==== RECORDS TO PROCESS ====
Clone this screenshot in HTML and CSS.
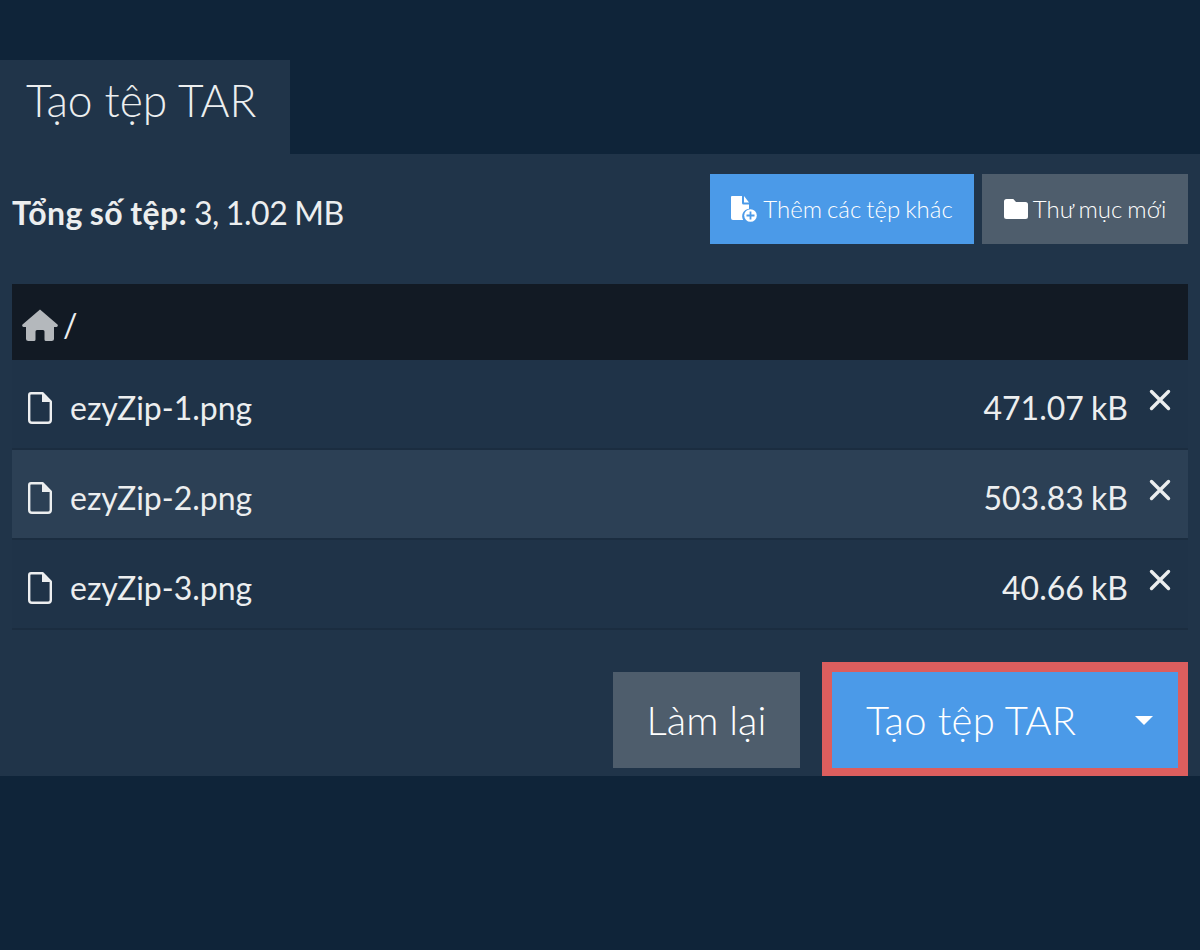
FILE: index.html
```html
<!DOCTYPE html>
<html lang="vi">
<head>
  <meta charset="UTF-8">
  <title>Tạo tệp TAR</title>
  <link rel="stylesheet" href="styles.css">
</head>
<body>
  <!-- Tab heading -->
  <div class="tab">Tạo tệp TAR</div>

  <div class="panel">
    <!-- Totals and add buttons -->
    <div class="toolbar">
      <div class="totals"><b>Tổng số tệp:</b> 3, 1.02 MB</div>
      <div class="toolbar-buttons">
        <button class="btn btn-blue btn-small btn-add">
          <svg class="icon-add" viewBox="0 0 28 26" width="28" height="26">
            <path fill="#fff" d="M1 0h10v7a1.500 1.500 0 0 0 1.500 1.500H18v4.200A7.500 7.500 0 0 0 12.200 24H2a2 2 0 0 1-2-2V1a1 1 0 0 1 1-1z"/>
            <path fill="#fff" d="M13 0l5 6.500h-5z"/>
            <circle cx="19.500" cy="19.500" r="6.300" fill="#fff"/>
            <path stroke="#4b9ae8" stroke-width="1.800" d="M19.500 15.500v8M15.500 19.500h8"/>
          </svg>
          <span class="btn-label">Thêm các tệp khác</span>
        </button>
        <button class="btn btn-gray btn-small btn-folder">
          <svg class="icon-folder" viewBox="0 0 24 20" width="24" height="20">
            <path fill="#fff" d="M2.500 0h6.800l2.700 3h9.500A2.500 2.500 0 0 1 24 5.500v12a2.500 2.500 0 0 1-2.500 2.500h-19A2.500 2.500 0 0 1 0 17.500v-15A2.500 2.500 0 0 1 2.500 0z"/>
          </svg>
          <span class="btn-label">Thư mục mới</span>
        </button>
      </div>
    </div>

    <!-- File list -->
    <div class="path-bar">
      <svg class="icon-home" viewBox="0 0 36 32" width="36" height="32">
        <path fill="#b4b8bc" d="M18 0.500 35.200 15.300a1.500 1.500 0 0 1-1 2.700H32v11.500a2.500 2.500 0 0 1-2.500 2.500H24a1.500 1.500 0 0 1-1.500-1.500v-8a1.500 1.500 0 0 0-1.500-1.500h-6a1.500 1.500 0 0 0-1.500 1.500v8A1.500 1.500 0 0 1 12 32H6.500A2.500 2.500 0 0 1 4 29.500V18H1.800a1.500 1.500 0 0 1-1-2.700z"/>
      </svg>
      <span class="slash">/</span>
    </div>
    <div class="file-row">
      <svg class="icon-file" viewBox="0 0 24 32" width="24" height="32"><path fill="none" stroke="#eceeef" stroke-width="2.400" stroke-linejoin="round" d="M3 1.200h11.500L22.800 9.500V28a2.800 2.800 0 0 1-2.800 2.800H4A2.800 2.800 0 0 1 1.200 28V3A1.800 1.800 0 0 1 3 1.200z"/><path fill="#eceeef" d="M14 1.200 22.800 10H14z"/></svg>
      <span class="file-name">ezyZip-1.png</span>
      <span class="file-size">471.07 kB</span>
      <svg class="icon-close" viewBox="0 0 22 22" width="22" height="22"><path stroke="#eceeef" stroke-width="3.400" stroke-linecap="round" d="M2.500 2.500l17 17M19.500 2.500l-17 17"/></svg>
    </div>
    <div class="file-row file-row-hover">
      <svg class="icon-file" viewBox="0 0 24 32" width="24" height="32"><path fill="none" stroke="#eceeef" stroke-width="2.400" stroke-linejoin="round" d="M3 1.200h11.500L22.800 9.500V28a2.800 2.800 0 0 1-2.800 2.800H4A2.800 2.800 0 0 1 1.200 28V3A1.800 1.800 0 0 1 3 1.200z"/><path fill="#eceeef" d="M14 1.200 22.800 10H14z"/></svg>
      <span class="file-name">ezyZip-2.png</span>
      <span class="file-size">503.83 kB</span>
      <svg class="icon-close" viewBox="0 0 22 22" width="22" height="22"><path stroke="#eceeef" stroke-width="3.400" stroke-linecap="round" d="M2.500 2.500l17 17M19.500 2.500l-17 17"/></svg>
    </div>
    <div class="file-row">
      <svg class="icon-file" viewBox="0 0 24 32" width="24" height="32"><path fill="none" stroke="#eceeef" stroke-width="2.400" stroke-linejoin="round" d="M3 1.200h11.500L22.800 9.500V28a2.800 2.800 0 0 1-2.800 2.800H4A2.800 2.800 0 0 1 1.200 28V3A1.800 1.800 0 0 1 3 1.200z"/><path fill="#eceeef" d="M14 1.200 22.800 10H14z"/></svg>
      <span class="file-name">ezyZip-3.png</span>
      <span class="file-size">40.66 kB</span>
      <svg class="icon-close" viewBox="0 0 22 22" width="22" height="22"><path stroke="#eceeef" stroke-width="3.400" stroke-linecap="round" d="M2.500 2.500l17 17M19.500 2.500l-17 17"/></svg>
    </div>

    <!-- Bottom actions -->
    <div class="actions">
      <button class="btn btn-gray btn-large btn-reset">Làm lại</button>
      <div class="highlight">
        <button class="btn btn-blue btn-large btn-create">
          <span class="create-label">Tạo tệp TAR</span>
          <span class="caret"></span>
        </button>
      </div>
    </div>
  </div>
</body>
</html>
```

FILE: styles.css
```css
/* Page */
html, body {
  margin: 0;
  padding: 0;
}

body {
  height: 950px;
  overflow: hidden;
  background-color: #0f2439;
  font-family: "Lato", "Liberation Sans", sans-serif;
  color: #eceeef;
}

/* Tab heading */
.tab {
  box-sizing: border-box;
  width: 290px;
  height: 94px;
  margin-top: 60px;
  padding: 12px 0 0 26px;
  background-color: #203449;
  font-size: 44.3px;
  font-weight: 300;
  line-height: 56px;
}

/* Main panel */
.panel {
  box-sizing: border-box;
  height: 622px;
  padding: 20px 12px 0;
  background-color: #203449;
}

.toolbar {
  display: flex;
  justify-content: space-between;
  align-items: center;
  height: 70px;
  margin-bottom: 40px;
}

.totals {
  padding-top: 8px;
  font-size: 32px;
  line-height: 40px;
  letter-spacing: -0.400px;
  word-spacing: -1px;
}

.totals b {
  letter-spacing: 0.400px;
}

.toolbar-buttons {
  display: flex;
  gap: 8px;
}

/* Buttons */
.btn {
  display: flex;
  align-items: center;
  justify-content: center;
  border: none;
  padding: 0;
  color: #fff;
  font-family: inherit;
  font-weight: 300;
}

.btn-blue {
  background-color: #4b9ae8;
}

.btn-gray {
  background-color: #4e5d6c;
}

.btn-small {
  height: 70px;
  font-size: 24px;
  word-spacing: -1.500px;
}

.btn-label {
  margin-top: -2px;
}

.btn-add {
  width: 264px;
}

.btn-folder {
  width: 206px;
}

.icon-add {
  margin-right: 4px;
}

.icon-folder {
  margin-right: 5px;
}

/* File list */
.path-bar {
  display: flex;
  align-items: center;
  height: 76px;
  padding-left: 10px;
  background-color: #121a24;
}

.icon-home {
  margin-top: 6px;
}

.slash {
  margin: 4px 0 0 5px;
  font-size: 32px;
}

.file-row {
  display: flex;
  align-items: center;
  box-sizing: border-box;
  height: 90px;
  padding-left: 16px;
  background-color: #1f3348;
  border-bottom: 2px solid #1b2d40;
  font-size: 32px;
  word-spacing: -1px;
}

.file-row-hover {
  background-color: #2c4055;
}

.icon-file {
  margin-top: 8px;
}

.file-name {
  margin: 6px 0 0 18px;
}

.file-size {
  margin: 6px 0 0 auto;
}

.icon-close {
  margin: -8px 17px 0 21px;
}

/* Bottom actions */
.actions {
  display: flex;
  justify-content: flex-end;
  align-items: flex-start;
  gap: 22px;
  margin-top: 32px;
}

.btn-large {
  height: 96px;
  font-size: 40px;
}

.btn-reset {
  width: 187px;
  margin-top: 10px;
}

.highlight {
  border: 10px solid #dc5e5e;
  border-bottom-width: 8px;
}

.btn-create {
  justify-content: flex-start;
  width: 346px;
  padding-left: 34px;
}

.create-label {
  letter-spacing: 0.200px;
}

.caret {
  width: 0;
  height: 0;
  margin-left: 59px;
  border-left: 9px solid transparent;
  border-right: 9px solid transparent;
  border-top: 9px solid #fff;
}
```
====
==== RECORDS TO PROCESS ====
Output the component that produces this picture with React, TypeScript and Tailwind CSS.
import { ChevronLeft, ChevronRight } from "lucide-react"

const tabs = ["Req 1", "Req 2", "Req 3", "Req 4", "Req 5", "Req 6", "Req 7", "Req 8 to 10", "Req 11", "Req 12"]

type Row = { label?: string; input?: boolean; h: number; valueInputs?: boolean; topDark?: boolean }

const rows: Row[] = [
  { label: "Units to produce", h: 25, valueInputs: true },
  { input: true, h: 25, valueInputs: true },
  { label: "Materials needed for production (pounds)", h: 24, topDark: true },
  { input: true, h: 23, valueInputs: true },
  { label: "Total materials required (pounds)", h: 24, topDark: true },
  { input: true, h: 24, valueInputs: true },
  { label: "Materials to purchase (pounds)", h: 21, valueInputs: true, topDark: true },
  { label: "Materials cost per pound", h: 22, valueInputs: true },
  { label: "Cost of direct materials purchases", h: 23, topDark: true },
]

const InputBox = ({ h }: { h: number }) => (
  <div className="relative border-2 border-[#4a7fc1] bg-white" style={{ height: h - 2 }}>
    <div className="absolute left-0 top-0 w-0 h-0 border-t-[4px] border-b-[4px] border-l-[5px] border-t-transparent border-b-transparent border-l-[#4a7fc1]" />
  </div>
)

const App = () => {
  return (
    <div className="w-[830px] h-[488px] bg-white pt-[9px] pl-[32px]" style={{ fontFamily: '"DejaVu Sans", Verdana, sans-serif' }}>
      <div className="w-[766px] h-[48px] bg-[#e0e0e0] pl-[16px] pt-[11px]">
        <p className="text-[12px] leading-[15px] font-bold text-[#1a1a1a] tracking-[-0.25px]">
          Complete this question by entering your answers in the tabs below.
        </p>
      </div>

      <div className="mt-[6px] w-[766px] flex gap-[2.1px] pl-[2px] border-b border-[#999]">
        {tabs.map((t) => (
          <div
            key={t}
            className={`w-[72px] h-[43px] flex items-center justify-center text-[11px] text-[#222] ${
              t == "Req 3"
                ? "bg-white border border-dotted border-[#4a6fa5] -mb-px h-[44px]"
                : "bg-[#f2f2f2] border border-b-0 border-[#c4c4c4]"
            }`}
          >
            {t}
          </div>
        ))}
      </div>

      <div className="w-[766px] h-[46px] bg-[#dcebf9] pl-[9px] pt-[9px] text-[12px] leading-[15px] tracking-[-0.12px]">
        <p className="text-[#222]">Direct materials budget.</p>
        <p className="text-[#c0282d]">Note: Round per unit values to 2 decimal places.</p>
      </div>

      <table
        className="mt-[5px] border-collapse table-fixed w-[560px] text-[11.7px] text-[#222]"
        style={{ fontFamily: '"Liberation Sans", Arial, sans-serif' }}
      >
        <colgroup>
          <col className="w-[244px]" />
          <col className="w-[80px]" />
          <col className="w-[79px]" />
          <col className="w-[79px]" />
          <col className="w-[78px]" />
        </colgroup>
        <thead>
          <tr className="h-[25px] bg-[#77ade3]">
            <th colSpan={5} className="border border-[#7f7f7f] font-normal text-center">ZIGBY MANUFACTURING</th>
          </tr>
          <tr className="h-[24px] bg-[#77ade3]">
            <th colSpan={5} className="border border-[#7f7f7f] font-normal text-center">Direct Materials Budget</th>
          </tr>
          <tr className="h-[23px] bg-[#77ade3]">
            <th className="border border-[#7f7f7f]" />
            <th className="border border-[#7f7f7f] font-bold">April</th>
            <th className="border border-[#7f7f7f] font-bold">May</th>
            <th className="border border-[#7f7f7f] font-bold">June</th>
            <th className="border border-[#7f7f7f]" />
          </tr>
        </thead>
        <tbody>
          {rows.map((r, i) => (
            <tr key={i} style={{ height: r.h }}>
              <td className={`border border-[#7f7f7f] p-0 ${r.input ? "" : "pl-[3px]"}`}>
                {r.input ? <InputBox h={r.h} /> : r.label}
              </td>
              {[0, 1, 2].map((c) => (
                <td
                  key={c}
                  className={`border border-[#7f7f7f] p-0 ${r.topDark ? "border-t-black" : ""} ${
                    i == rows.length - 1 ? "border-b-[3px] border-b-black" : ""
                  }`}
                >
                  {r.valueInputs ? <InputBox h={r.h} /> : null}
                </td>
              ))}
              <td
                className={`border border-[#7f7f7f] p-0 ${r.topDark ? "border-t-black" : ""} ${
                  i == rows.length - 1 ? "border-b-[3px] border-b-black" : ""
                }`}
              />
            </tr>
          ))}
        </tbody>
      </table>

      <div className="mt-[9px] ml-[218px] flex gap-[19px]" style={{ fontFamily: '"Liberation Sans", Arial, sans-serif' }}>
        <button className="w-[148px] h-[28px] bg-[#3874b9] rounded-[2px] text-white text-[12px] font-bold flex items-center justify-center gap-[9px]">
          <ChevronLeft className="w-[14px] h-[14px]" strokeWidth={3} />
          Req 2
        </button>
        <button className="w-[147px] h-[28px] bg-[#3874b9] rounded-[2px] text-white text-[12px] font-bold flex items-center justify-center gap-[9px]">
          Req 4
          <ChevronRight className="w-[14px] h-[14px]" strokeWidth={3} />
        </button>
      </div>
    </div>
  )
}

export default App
====
==== RECORDS TO PROCESS ====
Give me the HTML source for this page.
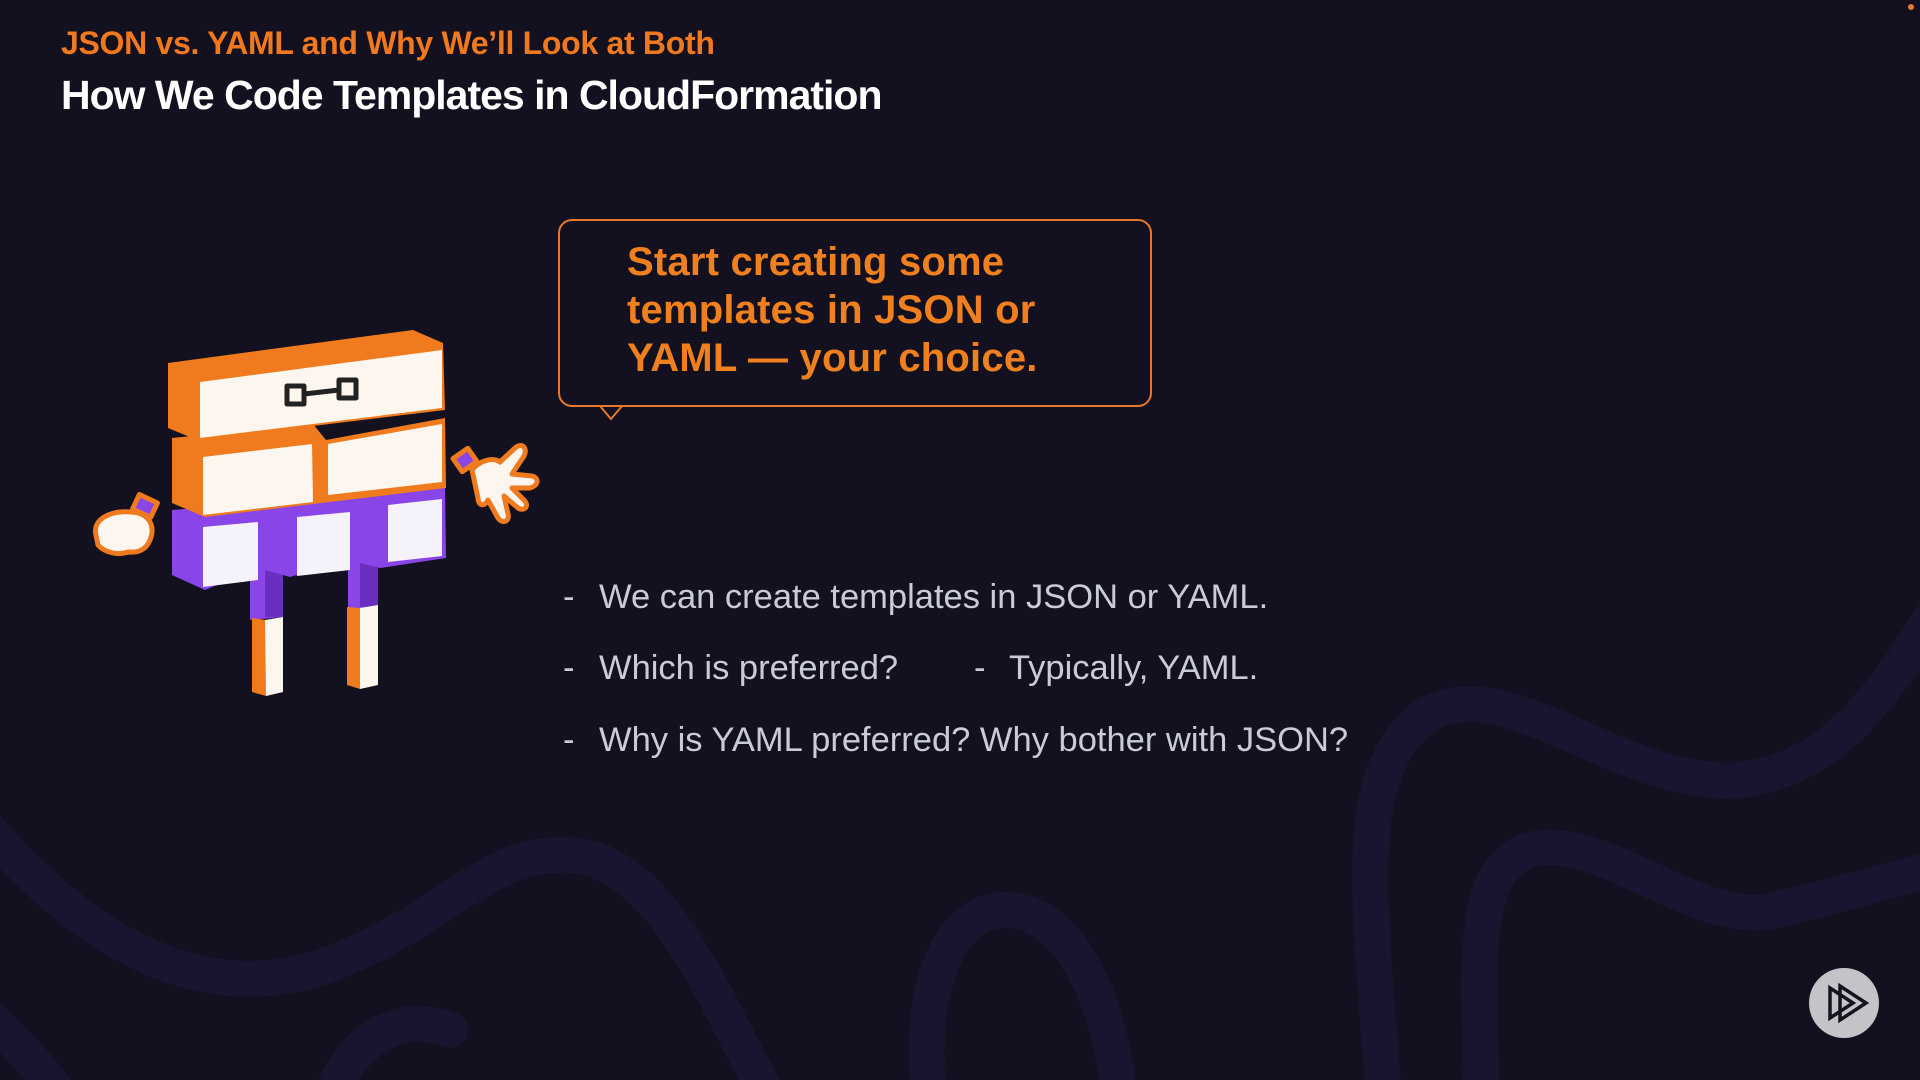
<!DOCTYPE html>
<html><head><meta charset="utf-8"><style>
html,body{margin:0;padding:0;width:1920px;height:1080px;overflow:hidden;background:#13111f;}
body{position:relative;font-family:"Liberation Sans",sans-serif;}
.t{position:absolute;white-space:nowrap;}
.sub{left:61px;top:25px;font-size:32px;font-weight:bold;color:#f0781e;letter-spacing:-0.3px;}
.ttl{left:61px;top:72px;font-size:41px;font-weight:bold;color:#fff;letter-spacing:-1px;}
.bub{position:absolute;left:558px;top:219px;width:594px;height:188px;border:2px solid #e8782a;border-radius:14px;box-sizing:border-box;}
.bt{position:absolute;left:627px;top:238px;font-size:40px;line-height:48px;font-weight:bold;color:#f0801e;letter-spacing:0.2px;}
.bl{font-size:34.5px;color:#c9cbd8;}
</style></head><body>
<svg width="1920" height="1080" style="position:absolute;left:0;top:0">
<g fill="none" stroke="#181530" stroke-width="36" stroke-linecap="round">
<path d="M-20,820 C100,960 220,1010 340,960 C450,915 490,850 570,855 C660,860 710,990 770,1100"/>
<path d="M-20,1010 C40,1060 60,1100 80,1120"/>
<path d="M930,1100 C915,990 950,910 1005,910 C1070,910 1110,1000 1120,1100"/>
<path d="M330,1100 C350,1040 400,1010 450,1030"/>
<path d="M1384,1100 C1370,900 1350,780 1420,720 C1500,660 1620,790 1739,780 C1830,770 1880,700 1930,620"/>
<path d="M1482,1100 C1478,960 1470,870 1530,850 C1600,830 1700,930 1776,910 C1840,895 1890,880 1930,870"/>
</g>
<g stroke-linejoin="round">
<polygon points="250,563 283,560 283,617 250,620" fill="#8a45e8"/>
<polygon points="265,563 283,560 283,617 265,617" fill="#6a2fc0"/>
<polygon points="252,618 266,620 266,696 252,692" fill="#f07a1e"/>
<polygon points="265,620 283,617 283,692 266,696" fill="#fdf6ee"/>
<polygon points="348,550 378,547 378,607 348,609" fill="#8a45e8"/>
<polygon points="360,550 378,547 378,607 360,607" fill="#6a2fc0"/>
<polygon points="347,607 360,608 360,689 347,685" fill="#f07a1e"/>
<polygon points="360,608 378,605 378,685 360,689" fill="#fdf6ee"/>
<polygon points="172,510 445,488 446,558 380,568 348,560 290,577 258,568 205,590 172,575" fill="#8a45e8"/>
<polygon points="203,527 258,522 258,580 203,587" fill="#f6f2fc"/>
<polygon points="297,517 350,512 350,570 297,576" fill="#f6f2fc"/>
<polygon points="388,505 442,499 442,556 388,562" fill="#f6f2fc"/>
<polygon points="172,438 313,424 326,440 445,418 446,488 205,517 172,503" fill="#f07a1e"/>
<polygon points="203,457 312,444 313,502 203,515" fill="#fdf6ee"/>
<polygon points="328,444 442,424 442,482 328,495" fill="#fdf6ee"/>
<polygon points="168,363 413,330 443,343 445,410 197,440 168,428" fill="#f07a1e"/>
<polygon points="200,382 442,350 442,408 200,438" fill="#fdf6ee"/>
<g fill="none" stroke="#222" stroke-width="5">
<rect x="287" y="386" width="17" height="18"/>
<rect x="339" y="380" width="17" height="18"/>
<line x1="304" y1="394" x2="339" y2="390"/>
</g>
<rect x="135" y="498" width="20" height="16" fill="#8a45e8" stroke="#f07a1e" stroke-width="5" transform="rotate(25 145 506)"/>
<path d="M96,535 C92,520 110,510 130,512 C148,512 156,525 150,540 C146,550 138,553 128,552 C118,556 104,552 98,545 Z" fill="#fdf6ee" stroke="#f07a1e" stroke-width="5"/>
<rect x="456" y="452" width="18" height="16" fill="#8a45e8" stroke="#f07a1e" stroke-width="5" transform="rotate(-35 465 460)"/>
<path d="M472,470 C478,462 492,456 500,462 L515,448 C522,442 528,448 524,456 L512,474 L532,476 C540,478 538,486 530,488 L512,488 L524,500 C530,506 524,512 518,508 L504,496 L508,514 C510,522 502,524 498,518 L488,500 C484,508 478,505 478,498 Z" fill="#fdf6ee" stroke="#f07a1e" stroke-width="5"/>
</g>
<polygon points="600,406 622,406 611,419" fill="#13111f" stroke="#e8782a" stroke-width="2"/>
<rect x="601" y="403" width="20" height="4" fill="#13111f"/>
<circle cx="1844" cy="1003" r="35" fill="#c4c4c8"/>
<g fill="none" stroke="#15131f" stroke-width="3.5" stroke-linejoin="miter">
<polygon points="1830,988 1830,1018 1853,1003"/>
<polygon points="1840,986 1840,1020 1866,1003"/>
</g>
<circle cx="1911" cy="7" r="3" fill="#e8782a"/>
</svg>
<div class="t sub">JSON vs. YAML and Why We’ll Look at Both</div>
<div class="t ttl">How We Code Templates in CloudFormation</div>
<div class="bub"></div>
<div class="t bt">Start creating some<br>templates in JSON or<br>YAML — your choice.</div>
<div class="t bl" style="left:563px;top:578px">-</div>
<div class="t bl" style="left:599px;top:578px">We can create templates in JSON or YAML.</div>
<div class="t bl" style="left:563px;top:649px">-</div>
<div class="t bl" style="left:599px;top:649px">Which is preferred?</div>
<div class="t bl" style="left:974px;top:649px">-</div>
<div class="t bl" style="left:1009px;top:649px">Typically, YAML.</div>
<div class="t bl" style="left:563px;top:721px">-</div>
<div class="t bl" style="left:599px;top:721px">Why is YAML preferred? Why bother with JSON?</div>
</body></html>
====
WORK TO DO
Of all the lines above, how many contain the word "with"? Give the number and nothing else.

TASK RESULT
2